Nasa claims we need a moonbase to launch missions to Mars. This makes sense and would be a good staging place to initiate long range space travel. The tourist possibilities are great also.

Slate says we do not have a need for a moonbase and are going to build it then decide what to do with it.

Coming under a presidency whose slogan might be “No Price Too High To Accomplish Nothing,” the idea of a permanent, crewed moon base nevertheless takes the cake for preposterousness. [Source]

Frankly I think the real reason for the moonbase is military. No one will say that because the public would cry foul. With China planning to orbit the moon…er, in 2006 and India planning on landing on the moon by 2020, it becomes self-evident that one of the countries is going to lay a claim to the moon.
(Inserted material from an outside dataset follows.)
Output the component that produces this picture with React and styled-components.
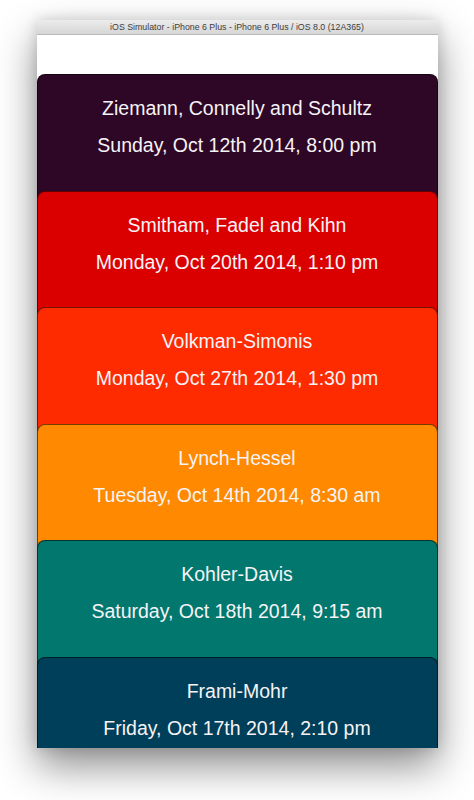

Whichever country establishes a base on the moon first will control the moon because nothing else will be able to be built on the moon after that without the first country’s consent. Just imagine you have built a base on the moon, learned your lessons about decompression, managing gravity, fueling, supplying and so forth. You have a presence and a small contingent of armed soldiers. Now someone else tries to build a base from scratch. They could not possibly defend their efforts from a well trained group of soldiers intent on demolition and learn the lessons to successfully build their base. Also, current military based satellites can easily be disabled or destroyed. A moonbase would be more difficult to attack and would make a far more stable launching platform for earthbound missiles.

In 1968, Stanley Kubrick had the right vision for a moonbase.